***** Dataset rows *****

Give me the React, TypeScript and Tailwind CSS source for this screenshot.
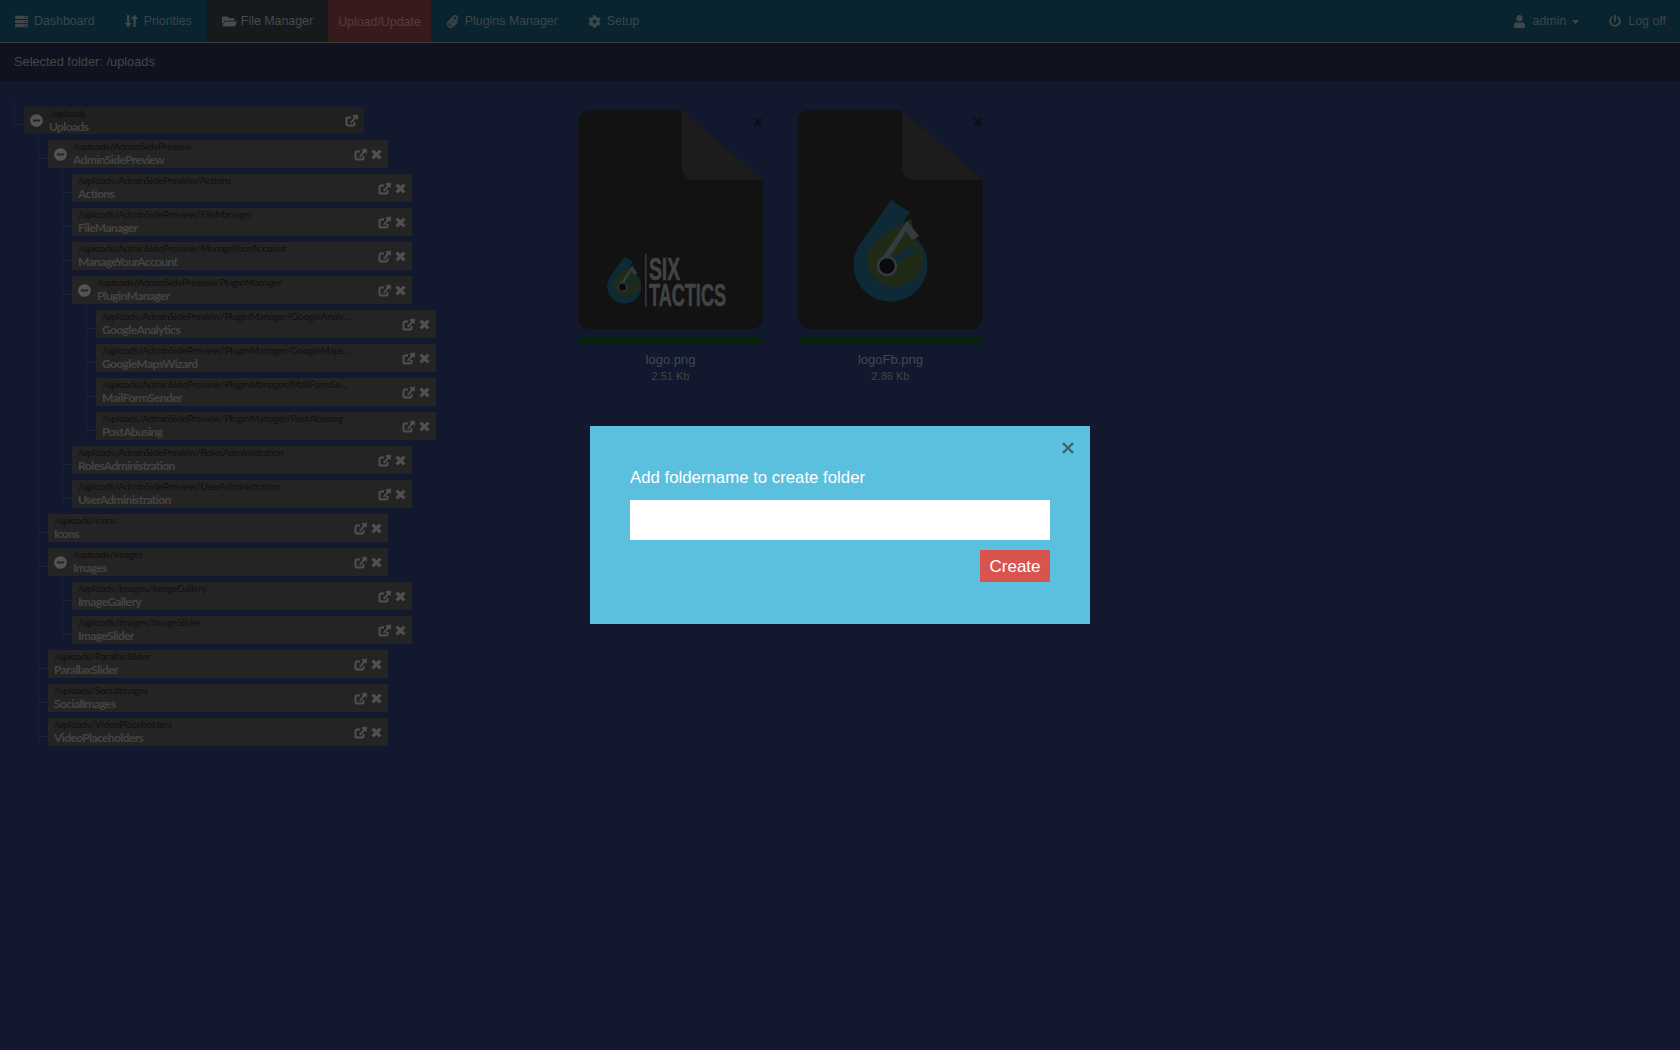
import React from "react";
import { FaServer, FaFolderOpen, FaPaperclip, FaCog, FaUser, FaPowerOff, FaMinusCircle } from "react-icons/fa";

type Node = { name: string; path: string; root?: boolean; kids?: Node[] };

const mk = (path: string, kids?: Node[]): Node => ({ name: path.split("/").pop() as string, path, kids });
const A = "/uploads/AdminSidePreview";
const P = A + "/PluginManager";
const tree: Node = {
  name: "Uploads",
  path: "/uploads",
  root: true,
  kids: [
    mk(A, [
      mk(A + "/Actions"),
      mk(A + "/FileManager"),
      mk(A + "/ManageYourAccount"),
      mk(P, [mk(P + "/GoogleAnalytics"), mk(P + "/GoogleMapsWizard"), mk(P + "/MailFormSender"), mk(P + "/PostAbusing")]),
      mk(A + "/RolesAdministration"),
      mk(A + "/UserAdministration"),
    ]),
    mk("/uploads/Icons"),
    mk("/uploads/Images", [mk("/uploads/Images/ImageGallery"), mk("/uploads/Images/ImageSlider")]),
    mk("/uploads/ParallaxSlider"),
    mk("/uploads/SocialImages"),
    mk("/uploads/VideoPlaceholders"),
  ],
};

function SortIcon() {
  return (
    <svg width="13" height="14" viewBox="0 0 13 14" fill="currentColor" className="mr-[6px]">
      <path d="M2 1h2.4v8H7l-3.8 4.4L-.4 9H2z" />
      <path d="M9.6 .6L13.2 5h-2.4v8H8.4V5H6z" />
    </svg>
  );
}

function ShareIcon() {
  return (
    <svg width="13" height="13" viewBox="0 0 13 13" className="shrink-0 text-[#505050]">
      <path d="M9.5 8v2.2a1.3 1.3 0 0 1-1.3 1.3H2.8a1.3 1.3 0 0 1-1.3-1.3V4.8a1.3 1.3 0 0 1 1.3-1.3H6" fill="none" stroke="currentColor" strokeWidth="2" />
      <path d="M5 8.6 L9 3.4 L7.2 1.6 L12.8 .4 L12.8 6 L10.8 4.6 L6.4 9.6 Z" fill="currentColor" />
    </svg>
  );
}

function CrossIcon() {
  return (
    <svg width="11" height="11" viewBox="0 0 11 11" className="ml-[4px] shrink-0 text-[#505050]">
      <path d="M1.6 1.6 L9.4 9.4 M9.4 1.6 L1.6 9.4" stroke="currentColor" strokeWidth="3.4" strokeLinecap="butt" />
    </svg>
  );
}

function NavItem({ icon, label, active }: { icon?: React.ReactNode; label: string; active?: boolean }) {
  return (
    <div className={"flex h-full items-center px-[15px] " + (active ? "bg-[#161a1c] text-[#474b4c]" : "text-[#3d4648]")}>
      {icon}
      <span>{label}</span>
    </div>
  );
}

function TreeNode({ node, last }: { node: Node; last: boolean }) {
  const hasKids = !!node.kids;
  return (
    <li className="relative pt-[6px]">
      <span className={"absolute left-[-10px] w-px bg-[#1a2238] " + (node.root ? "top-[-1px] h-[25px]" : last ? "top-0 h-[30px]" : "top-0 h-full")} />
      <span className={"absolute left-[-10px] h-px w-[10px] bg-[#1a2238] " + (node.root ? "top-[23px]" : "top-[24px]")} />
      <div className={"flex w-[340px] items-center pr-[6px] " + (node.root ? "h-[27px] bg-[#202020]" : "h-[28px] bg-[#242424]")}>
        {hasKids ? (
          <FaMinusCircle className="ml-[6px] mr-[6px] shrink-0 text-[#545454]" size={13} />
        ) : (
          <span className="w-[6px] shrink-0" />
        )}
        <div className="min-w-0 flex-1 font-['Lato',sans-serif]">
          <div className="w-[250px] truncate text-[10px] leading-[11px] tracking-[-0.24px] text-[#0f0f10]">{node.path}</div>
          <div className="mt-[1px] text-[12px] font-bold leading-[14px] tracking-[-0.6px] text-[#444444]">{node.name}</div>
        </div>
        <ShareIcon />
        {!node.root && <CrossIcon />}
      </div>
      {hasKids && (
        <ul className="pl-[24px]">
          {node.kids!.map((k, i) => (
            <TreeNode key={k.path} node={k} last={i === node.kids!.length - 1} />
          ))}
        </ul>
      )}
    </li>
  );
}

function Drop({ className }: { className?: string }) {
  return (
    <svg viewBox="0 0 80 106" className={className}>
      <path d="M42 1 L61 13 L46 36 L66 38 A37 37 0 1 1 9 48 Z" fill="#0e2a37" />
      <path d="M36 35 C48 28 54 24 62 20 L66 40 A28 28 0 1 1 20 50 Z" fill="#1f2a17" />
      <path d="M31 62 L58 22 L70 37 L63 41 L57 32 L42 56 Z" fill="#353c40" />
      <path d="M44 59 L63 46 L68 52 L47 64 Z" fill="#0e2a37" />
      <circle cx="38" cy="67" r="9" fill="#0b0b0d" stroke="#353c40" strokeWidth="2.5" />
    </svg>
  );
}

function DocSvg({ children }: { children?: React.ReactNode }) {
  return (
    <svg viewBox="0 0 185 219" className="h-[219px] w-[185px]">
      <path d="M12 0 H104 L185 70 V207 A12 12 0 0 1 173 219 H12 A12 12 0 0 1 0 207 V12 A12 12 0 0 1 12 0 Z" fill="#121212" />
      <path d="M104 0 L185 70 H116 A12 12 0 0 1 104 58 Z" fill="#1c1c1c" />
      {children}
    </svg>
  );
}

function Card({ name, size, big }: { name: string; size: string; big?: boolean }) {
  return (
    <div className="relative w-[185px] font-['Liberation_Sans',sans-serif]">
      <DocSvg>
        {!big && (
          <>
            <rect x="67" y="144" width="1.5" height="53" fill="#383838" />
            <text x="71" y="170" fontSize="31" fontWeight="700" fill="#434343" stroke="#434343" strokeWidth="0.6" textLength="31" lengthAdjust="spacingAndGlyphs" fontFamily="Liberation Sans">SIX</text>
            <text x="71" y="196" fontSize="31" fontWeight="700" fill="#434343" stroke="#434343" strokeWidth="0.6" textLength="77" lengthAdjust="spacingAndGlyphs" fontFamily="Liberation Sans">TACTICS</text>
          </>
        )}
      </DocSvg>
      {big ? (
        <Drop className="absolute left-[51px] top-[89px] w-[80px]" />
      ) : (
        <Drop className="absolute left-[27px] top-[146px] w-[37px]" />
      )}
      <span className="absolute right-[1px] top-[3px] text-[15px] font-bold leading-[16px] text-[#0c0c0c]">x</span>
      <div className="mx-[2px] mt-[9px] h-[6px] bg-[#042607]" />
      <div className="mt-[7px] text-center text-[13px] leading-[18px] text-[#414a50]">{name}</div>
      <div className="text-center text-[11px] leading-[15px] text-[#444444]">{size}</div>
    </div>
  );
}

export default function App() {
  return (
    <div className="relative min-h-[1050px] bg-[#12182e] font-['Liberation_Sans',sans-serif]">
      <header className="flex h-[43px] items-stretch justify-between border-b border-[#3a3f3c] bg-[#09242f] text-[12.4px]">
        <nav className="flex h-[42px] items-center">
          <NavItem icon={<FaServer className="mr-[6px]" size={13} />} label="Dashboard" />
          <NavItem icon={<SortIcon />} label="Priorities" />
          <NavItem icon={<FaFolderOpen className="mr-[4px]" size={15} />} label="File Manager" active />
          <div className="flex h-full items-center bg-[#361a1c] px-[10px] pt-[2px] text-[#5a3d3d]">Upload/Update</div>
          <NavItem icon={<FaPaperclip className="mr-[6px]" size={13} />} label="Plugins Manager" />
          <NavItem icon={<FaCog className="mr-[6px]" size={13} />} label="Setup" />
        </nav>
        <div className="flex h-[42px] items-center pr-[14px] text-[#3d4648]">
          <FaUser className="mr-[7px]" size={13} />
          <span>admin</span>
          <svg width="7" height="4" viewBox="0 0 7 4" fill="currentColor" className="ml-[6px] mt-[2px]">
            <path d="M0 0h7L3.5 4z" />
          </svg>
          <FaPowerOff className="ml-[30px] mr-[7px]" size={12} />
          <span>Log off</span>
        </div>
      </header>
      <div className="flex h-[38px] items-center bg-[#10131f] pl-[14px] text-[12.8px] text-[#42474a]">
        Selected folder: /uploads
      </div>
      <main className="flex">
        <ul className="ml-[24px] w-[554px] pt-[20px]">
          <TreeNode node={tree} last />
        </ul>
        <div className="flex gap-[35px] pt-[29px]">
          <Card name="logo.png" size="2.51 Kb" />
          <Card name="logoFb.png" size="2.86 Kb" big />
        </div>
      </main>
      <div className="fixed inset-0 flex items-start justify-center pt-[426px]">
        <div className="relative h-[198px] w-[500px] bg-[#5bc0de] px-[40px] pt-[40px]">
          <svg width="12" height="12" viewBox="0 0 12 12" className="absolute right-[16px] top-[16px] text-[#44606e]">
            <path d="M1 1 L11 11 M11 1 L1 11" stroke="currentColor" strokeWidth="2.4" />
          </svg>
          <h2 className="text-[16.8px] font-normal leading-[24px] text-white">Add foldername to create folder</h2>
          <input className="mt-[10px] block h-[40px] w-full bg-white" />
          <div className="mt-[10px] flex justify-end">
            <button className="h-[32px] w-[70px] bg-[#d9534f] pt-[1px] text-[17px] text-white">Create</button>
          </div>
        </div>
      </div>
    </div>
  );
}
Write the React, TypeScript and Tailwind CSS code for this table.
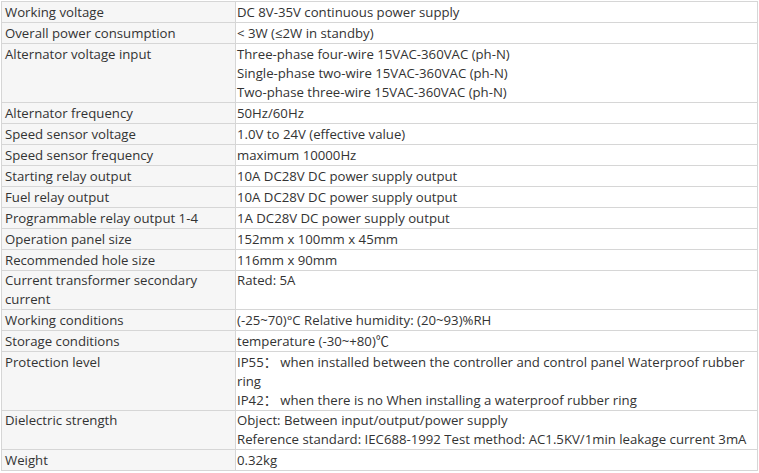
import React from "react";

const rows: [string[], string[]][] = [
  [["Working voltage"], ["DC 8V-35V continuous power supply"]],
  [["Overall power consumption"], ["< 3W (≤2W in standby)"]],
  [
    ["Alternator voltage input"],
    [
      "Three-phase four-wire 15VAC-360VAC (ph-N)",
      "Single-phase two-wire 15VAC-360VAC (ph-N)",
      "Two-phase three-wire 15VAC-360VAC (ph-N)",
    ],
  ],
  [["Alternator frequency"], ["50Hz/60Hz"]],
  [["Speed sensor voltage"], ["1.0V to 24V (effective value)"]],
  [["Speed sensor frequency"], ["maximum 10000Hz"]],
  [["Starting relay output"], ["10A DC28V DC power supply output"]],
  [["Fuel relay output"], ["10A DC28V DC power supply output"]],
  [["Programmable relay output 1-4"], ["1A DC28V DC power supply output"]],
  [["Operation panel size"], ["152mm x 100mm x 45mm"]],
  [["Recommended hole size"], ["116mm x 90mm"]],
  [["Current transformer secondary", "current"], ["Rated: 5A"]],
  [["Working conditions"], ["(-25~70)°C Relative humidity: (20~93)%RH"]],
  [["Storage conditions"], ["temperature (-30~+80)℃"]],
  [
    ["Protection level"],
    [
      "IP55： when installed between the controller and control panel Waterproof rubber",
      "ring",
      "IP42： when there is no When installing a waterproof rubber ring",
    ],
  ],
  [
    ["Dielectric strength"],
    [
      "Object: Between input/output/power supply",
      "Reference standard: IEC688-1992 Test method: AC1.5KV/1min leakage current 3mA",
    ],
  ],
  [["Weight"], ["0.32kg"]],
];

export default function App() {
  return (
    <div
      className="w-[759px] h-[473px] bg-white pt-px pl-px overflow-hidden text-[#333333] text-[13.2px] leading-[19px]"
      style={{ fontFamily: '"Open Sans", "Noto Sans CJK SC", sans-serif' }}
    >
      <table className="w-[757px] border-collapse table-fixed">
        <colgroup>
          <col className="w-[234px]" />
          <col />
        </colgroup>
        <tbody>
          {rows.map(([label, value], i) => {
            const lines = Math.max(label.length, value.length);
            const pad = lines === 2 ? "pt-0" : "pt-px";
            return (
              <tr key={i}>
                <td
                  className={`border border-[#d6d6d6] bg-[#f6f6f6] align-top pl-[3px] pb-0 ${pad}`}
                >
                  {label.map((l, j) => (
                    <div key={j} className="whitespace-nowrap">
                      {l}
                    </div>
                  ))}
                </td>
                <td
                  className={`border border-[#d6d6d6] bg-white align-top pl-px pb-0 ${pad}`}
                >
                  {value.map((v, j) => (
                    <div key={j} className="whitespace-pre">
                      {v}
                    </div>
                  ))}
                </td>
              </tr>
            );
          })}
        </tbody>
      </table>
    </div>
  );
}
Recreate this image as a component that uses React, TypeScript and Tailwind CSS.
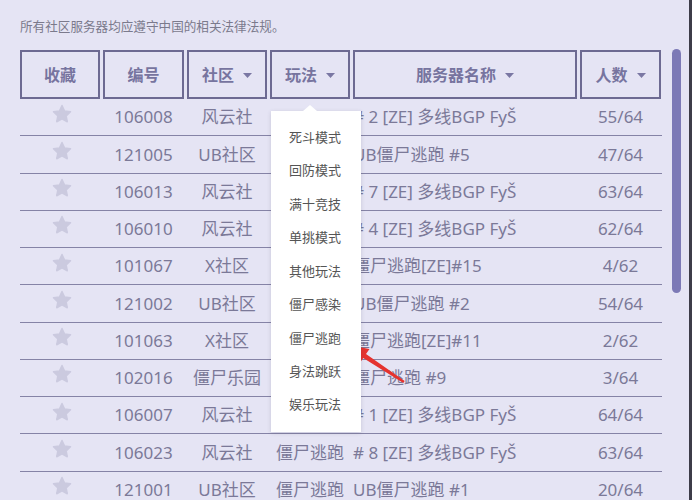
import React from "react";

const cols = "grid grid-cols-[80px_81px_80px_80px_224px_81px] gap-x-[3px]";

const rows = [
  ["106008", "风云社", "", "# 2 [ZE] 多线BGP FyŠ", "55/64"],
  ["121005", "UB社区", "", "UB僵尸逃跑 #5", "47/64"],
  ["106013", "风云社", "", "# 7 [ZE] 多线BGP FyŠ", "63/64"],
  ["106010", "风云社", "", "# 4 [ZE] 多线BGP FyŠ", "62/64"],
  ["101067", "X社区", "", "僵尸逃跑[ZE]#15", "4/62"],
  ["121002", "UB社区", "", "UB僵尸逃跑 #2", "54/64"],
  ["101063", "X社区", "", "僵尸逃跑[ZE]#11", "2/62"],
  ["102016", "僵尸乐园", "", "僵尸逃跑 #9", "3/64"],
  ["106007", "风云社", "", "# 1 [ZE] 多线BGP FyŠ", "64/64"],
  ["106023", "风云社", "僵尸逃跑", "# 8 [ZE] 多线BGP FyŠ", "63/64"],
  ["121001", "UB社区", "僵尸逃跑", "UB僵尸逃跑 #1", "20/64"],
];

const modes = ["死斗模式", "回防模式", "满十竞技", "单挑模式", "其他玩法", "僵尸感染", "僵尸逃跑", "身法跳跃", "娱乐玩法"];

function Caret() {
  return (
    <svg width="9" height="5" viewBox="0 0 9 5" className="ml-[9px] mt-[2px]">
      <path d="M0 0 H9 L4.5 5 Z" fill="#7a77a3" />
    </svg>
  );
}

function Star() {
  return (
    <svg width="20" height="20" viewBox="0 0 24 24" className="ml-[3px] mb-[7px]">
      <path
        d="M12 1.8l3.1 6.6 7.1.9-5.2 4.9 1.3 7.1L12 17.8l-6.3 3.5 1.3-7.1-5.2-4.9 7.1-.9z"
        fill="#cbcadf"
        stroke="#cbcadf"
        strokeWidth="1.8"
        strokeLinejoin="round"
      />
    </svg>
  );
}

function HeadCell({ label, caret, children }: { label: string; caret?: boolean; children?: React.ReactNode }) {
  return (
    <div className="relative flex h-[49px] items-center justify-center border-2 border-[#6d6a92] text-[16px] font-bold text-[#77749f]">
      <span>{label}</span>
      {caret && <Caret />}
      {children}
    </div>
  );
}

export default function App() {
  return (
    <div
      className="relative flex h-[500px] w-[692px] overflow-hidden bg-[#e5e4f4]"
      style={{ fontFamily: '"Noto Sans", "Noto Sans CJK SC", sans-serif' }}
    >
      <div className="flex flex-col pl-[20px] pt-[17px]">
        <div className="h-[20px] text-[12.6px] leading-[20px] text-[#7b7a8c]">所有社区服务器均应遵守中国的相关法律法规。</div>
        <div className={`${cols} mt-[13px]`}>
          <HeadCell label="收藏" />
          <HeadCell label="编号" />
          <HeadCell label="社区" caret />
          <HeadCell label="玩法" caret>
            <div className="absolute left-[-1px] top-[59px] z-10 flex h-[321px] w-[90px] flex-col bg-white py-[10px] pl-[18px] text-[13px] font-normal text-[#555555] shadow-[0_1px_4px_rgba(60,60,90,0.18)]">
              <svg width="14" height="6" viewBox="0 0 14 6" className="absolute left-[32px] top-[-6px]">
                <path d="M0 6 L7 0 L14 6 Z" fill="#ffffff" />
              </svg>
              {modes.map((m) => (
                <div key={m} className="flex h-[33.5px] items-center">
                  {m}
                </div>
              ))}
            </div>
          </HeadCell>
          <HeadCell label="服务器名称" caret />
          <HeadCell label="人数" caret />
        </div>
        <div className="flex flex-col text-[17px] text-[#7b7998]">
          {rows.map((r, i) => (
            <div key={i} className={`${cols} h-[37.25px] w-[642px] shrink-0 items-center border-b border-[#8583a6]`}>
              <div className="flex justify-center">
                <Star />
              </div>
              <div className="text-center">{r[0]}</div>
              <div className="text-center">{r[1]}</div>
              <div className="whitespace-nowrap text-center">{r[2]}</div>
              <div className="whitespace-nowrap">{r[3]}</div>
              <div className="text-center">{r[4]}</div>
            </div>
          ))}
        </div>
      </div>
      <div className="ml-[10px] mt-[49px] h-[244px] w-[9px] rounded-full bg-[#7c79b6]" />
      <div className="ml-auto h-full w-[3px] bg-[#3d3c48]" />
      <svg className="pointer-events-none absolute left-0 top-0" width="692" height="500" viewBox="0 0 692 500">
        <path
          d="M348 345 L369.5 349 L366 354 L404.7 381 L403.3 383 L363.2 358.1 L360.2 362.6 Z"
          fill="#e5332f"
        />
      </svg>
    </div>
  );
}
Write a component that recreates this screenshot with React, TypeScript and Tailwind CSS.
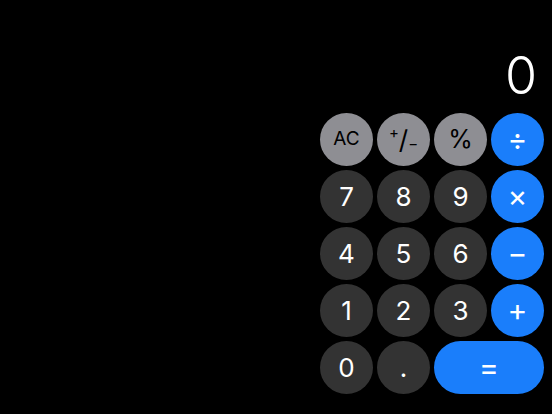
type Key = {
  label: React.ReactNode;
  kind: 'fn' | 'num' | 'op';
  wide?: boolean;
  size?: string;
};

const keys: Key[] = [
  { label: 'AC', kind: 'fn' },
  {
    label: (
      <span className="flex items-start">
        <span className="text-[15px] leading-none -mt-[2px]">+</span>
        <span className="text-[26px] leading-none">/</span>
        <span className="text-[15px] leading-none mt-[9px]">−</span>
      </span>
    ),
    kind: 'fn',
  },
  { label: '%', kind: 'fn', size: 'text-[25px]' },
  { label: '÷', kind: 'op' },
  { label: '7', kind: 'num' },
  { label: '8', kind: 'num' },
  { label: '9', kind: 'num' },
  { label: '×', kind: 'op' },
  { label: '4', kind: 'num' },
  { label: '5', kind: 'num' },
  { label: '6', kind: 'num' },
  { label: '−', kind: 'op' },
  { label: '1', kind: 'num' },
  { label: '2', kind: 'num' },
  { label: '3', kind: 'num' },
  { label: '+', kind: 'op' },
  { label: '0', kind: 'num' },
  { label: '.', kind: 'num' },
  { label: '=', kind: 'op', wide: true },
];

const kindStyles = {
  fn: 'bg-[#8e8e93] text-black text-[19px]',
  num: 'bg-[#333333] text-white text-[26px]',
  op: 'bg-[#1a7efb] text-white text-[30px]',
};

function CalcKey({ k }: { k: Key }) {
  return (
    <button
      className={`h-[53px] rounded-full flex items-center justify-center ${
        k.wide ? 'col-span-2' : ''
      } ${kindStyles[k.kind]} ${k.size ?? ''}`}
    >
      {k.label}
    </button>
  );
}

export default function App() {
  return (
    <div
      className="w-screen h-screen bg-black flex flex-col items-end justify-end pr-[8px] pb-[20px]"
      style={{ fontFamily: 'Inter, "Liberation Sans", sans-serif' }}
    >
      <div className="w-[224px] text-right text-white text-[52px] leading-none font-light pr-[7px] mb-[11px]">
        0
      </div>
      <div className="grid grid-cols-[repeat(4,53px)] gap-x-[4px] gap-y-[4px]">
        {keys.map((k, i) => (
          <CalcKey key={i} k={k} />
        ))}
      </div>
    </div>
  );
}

*****

### What the exercise asks
Find how many lines in the listing hold "screenshot", and reply with that number only.

### Complete answer
2